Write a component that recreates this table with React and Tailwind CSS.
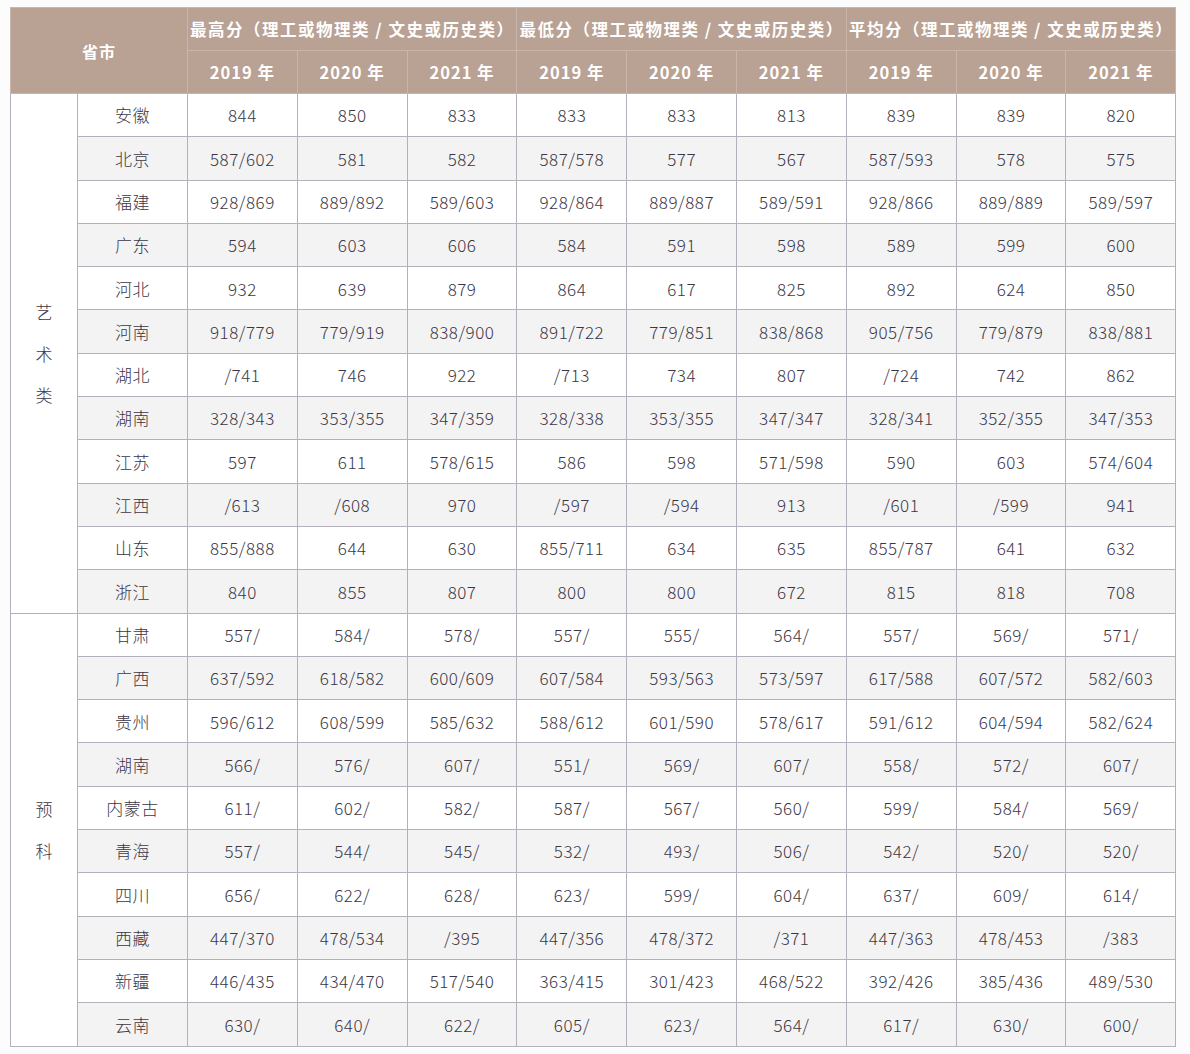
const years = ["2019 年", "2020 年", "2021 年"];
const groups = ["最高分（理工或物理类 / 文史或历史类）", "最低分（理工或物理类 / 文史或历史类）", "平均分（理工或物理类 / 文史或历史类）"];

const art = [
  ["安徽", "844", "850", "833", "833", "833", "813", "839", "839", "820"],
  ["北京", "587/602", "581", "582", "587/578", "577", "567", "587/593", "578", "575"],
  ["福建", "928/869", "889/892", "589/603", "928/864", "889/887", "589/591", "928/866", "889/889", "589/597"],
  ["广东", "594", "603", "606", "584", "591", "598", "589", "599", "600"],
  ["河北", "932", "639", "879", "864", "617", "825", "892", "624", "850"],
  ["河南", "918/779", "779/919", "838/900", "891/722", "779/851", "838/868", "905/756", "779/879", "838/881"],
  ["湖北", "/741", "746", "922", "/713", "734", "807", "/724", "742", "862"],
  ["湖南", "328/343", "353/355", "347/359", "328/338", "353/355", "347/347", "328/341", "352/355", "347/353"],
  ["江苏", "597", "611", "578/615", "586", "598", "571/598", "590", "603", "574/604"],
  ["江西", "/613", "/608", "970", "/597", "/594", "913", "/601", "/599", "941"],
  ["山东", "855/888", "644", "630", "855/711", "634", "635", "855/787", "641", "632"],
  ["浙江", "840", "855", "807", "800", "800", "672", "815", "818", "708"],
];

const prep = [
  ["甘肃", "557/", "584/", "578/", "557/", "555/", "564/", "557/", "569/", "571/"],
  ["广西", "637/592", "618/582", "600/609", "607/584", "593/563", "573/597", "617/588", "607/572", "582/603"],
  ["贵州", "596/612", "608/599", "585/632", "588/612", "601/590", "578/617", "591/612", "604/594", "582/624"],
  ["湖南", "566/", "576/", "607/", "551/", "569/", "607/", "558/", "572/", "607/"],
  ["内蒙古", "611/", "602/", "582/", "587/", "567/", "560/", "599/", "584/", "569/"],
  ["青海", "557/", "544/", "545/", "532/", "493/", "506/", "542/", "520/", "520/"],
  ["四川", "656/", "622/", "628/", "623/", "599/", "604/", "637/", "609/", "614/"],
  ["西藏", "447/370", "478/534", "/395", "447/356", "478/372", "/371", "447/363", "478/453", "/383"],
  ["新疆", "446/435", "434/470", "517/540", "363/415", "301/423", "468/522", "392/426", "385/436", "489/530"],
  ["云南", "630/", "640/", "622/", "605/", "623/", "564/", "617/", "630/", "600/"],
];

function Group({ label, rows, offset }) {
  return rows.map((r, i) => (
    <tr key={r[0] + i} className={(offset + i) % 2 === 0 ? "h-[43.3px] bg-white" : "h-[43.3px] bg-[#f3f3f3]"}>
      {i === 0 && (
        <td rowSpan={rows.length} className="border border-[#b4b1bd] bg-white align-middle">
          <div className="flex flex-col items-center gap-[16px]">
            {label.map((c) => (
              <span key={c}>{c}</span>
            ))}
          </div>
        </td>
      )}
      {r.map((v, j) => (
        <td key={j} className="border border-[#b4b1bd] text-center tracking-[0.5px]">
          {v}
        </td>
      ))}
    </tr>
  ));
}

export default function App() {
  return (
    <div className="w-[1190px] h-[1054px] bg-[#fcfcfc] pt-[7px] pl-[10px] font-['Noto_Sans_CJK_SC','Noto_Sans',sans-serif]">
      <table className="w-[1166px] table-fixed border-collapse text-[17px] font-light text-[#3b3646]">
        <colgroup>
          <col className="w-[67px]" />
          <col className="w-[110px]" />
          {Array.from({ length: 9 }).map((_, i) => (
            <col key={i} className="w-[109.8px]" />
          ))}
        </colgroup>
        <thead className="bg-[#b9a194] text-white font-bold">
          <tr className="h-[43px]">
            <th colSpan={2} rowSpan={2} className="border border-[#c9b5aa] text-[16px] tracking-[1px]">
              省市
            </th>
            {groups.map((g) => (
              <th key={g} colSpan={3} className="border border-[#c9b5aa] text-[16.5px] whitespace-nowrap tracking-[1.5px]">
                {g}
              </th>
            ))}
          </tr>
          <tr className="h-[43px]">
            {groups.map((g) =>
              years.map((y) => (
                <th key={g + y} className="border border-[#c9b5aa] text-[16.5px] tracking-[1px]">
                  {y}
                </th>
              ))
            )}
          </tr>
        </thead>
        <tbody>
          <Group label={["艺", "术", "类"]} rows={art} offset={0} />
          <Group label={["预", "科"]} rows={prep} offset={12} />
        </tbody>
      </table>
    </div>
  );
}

Task to complete - Give only the number of lines in the listing above that include the string "table".

Correct answer - 3